When asked when the inspectors are supposed to offer a translator, Anthony repeated, “Again, the translator request is part of the inspector checklist and is always available.” She did not clarify if a person is verbally notified that they may request translation services.
The inspectors also presented Nguyen with findings in English. She said the department did not offer to provide her with a copy of the findings in Vietnamese. Anthony said a translated copy is available upon request.
Nguyen said she feels targeted for being an immigrant competing with more expensive American beauty schools, and also feels harassed by the DOL for on-paper violations that, in practice, were not actual problems. She is worried, she said, not only about the future of her business, but also about her students, a majority of whom do not speak English.
“If they go to American schools, they cannot pass the tests,” Nguyen said.

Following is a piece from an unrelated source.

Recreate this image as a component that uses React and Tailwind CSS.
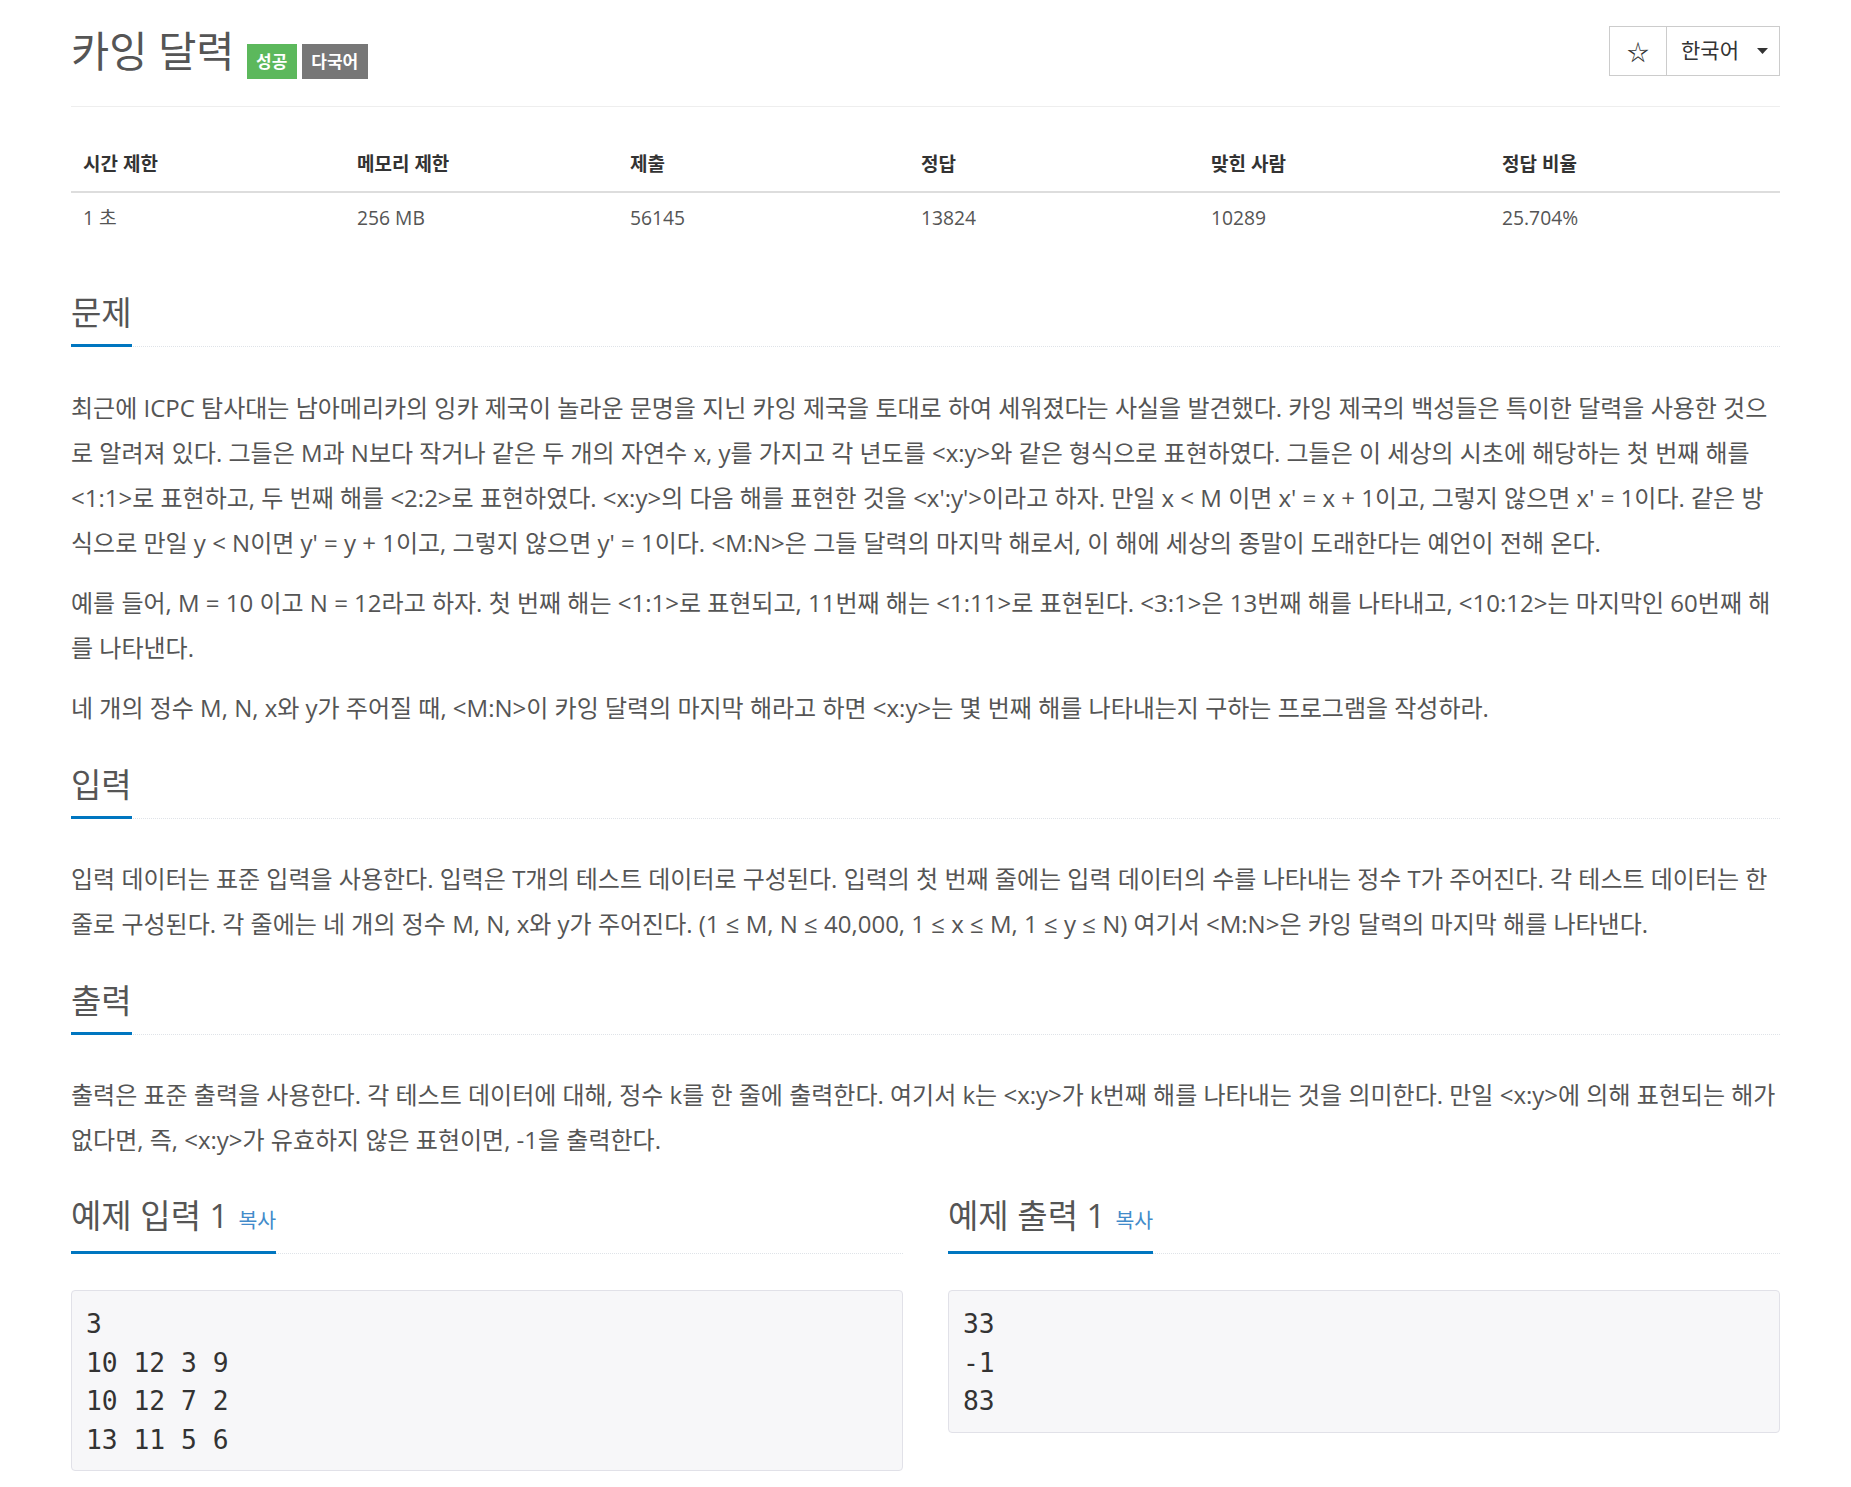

On May 31, Nguyen received a letter stating that she would have to appear in court in Tacoma in August. The letter, written in English, came without any other explanation. She had to call her lawyer, Douglas Brown of Abelson Herron Halpern LLP, for clarification about what it meant. If she does not settle with the DOL, they will take her to court, she said, per her lawyer. The letter wasn’t a certainty, just a possibility. But to Nguyen, because the letter was unclear on that point, it felt like intimidation—a threat.
Brown declined to comment on the record.
Anthony said the department cannot discuss the case, because it’s still an open case. However, she said that the inspections are designed to help Nguyen. Nguyen disagrees. She said she doesn’t feel supported or helped, just needlessly scrutinized in a way that makes it difficult for her business and her students to thrive.
“[The DOL] are doing it totally wrong. This is harmful to my business. … They say, ‘This is helping the business.’ No way,” Nguyen said. “Every time they come to my business, it’s always ‘We’re gonna help your business.’ I don’t think so. They cause us trouble, and we cannot focus on business.”
Nguyen has not signed the newest letter, and is still in the process of negotiation.